TASK INSTRUCTIONS: Please copy out exactly, and only, the lines between the line with "Recreate this image" and the line with "import React from 'react';", both included. Pictures are to be omitted.

Data extracted from a collection:
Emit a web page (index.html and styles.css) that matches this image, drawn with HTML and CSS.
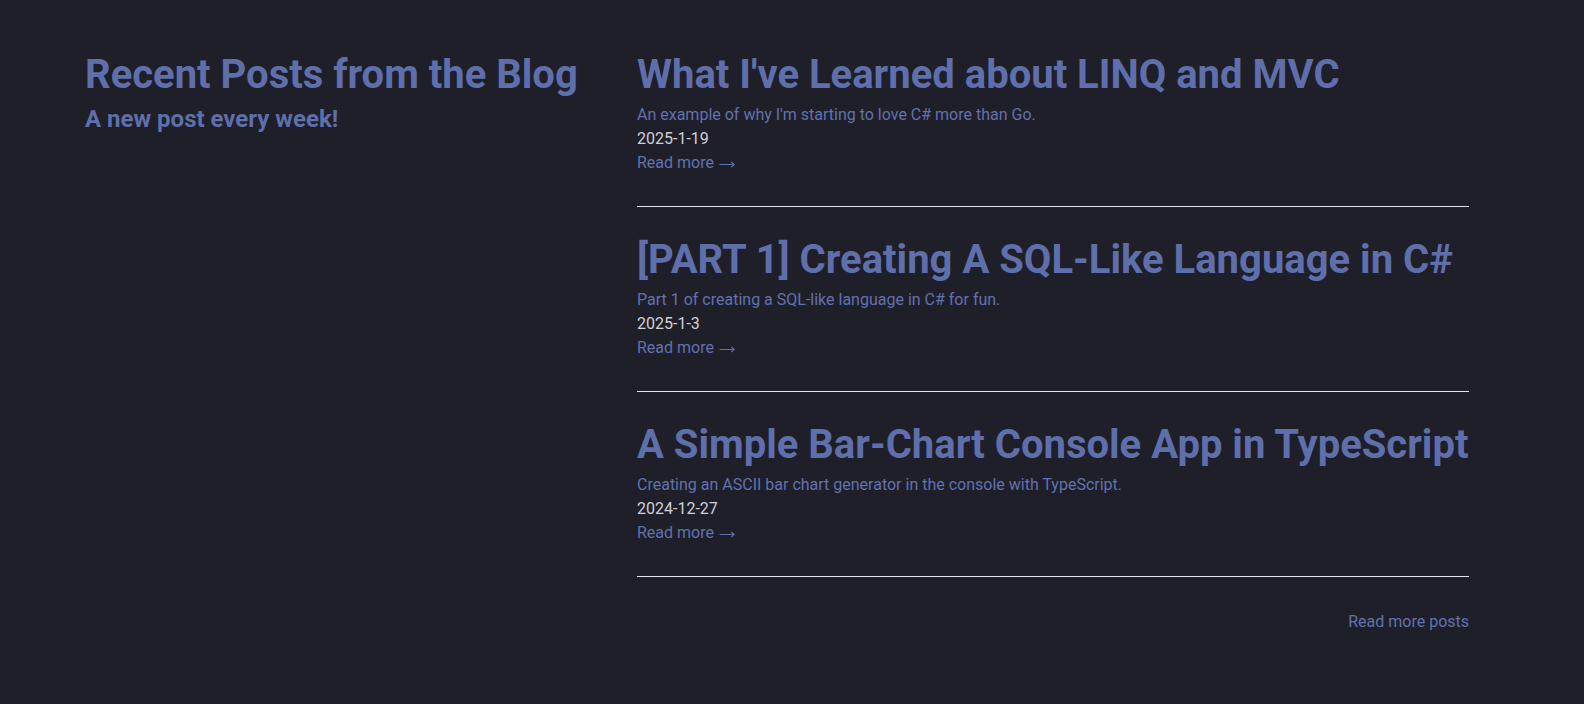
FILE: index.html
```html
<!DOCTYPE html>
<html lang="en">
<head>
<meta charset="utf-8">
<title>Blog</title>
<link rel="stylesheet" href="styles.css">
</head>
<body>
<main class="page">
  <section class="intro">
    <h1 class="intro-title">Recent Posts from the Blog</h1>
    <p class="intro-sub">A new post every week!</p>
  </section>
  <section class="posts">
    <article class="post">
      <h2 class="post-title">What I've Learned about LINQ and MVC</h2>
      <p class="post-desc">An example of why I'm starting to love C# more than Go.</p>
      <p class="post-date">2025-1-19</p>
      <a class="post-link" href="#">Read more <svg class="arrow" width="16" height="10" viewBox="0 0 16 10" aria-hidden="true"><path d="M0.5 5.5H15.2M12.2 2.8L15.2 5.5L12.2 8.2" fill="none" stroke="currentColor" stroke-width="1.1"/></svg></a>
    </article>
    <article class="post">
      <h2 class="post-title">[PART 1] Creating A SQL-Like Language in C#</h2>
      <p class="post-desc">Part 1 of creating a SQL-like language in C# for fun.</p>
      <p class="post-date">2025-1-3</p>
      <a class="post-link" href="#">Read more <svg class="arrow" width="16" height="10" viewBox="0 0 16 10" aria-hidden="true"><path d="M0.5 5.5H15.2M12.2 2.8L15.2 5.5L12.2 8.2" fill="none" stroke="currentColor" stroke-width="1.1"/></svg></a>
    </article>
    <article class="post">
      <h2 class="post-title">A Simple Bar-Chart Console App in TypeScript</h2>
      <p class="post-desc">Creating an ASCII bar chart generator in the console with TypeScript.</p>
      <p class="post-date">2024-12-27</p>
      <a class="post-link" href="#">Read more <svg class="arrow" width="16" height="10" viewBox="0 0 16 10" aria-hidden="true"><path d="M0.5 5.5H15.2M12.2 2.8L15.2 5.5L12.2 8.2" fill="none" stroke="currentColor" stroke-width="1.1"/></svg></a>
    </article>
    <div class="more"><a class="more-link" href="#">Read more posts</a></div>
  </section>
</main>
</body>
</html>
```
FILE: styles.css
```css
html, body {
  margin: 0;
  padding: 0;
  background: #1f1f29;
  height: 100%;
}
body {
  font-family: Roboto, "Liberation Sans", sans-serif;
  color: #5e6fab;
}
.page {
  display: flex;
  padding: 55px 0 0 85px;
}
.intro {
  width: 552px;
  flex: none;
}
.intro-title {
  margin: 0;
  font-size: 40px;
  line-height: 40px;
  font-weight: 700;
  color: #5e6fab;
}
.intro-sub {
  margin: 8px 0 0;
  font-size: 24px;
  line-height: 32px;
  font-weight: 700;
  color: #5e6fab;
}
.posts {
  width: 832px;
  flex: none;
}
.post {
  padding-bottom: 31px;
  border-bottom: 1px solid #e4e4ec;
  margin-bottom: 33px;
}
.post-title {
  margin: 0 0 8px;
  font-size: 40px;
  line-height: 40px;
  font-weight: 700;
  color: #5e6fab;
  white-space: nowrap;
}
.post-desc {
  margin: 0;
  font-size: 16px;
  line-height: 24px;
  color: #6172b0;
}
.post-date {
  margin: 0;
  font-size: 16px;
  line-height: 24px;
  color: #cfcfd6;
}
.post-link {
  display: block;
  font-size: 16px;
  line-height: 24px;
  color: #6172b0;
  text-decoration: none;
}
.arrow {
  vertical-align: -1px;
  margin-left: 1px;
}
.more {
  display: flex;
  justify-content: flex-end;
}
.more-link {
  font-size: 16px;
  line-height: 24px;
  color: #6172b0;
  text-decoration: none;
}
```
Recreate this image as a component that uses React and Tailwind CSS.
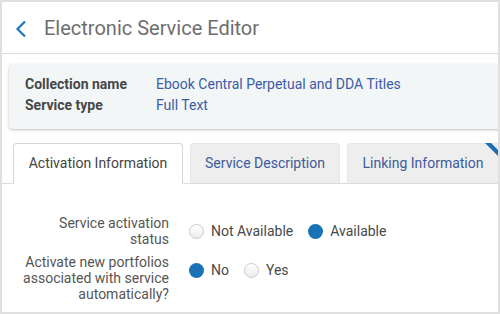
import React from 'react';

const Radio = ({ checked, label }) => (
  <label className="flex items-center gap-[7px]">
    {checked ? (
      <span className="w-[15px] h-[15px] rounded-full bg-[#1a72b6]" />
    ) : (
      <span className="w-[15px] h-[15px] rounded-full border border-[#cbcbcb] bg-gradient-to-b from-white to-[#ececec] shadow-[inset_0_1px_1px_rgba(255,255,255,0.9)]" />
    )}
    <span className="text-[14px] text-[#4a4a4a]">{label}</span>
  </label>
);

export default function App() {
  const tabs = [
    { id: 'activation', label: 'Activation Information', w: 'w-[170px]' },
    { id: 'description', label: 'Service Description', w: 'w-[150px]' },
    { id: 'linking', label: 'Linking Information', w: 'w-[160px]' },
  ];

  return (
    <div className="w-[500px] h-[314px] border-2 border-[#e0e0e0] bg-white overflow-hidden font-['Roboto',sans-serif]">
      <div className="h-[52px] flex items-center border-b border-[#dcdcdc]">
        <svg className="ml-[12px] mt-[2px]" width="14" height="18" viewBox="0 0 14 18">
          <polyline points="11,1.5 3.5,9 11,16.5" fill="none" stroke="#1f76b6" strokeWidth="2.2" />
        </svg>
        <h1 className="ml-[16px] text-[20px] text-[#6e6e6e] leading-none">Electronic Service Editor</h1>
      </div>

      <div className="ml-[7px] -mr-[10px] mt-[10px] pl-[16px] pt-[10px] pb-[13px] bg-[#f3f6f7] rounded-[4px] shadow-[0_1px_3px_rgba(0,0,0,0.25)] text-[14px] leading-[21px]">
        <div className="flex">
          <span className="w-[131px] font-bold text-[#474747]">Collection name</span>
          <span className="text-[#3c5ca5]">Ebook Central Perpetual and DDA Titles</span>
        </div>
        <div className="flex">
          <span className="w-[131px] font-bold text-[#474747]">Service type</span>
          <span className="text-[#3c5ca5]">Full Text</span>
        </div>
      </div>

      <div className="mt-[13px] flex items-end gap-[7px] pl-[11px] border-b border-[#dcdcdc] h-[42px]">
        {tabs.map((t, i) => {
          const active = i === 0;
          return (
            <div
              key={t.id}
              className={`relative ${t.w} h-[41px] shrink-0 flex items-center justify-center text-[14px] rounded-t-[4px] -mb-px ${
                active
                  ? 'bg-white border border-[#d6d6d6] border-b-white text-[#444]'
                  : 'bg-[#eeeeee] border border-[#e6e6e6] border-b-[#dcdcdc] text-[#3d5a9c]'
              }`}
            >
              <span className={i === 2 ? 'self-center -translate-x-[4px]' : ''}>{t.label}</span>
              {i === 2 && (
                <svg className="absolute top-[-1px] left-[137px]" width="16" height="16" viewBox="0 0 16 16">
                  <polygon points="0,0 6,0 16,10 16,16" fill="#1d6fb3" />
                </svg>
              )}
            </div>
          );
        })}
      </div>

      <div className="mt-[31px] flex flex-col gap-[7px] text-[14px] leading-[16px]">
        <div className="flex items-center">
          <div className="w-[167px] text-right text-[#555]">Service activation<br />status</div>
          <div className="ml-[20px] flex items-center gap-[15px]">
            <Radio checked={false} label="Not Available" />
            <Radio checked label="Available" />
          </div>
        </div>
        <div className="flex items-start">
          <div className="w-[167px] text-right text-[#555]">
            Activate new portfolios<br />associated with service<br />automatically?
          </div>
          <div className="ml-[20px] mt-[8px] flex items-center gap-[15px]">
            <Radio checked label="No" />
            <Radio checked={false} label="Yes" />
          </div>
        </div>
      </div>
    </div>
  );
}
==
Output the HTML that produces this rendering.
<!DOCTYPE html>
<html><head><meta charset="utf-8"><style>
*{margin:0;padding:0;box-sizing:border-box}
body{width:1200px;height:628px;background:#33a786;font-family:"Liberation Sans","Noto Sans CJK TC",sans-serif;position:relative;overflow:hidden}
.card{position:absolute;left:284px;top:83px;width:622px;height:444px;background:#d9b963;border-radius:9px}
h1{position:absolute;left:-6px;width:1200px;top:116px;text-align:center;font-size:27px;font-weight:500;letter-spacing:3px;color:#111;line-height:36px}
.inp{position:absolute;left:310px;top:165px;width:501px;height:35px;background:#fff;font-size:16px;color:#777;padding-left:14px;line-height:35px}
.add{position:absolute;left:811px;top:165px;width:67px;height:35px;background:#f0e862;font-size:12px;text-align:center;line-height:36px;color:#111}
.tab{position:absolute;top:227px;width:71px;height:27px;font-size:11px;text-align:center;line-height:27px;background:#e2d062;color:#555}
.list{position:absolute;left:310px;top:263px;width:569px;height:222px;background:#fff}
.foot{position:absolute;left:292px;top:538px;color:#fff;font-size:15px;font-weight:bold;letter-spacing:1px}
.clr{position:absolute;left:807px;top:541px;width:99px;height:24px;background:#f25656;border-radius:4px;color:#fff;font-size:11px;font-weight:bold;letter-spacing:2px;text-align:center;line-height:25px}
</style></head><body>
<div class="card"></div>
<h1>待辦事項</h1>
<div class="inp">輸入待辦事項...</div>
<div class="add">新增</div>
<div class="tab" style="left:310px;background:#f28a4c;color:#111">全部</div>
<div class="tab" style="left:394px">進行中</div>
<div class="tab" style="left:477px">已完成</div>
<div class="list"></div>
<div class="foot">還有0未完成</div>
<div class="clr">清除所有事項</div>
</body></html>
...
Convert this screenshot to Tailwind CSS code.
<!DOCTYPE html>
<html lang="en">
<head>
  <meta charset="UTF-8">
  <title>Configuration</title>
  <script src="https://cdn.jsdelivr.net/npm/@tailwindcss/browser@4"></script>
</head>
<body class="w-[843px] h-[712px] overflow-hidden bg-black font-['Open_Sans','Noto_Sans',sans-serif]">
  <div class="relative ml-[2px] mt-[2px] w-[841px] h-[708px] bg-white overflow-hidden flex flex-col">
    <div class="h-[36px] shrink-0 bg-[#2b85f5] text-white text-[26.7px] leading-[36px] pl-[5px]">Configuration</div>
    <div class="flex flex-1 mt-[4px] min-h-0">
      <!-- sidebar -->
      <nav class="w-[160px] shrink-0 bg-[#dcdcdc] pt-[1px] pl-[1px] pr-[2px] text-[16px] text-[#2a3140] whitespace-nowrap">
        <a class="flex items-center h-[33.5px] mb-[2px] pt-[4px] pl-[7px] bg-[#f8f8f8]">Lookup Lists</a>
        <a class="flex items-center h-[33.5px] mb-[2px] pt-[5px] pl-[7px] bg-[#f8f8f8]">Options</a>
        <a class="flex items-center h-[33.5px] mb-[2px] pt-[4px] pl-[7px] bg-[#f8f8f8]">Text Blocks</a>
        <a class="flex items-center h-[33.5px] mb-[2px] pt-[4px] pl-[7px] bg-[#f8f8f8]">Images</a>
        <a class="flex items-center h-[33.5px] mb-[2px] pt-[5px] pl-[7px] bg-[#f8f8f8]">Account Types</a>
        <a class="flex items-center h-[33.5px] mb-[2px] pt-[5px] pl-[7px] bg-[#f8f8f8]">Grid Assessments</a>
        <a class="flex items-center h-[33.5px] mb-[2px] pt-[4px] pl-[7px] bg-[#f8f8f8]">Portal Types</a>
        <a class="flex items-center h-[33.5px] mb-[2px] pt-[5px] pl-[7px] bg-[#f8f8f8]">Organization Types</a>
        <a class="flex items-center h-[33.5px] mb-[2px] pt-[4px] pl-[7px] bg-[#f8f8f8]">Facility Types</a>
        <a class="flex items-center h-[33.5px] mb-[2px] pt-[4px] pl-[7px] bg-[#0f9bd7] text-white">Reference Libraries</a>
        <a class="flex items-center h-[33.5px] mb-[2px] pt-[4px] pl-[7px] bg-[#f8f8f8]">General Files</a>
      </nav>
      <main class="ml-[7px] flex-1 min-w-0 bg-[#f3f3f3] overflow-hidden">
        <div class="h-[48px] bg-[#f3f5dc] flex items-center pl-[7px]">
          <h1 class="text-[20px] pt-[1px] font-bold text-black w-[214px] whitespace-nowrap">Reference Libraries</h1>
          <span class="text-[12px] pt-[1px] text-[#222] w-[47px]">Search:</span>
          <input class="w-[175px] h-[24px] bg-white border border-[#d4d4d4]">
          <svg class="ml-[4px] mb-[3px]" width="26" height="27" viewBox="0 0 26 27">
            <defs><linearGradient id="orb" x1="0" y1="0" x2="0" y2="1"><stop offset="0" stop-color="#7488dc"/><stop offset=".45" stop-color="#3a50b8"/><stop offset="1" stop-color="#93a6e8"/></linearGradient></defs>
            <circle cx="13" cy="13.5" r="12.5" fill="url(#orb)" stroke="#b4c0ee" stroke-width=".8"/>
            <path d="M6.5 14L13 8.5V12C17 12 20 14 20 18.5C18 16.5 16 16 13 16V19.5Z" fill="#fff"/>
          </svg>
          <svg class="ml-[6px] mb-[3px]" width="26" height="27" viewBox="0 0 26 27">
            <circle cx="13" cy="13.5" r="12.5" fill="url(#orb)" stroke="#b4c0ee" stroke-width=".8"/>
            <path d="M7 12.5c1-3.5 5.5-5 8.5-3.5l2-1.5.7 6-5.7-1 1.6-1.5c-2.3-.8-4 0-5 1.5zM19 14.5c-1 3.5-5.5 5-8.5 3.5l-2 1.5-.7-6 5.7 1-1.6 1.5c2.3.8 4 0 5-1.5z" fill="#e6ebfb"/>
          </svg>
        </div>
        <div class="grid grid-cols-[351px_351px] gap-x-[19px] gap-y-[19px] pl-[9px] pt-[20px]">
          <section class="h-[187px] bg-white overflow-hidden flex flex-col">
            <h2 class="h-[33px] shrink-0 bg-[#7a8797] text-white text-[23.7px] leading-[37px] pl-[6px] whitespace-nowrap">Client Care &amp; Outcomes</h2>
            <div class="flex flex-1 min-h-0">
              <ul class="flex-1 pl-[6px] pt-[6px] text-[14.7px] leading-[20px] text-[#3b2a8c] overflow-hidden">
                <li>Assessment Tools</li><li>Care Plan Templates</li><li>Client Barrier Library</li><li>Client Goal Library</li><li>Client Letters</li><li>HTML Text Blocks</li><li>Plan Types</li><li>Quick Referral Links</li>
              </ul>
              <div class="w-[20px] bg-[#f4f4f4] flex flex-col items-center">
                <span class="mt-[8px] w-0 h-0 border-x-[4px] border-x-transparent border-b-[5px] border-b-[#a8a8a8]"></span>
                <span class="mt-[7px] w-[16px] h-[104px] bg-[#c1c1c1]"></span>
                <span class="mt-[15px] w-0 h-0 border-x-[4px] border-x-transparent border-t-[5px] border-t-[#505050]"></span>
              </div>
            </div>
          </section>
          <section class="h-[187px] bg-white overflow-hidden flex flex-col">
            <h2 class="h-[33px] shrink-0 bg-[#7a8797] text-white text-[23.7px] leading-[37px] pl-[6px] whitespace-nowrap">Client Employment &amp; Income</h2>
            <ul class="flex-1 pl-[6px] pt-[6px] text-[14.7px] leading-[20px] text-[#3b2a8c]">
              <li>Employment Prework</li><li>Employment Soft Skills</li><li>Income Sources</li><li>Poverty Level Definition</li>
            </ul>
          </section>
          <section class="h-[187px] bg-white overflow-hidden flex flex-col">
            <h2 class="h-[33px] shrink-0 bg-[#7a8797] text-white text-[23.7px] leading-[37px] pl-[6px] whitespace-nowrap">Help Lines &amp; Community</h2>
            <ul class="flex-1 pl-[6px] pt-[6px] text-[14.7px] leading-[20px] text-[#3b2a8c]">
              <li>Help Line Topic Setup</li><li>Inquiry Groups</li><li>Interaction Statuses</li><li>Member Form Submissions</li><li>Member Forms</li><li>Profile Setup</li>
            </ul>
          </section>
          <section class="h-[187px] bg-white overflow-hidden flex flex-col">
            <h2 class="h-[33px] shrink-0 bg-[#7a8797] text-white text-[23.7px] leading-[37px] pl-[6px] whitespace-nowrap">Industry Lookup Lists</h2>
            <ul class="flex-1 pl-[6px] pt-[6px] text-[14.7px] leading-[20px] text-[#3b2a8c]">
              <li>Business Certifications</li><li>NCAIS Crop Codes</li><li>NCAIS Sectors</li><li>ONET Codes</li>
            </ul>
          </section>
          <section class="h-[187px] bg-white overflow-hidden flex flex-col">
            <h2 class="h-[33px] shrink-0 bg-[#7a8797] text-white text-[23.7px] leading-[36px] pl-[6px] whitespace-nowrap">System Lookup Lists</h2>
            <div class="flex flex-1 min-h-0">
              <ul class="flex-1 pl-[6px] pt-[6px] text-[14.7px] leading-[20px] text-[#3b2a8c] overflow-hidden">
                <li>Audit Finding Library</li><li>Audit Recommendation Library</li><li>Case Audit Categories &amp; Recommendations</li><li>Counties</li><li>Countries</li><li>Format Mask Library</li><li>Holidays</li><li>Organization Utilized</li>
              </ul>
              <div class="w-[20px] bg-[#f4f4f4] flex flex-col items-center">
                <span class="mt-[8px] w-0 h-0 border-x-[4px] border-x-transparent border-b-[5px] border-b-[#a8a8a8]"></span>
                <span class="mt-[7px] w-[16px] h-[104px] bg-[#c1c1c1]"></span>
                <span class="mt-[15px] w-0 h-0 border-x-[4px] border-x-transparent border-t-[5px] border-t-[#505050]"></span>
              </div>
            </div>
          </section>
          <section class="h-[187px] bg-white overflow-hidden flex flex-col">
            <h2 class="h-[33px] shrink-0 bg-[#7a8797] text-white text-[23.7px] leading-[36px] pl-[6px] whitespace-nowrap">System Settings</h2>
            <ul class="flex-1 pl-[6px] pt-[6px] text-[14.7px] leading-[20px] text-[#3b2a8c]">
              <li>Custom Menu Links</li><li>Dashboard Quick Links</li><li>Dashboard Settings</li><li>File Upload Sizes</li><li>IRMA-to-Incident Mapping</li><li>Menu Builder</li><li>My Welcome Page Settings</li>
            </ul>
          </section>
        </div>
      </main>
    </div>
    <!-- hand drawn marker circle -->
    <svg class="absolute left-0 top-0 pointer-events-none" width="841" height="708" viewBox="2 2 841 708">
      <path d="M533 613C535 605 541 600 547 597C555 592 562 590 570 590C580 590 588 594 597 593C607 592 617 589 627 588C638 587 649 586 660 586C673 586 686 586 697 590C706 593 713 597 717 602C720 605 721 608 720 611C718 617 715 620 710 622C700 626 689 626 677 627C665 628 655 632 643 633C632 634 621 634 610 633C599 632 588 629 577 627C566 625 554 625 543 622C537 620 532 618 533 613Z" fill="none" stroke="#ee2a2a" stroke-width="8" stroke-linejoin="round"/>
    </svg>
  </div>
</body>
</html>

PROBLEM SOLUTION:
Recreate this image as a component that uses React and Tailwind CSS.
import React from 'react';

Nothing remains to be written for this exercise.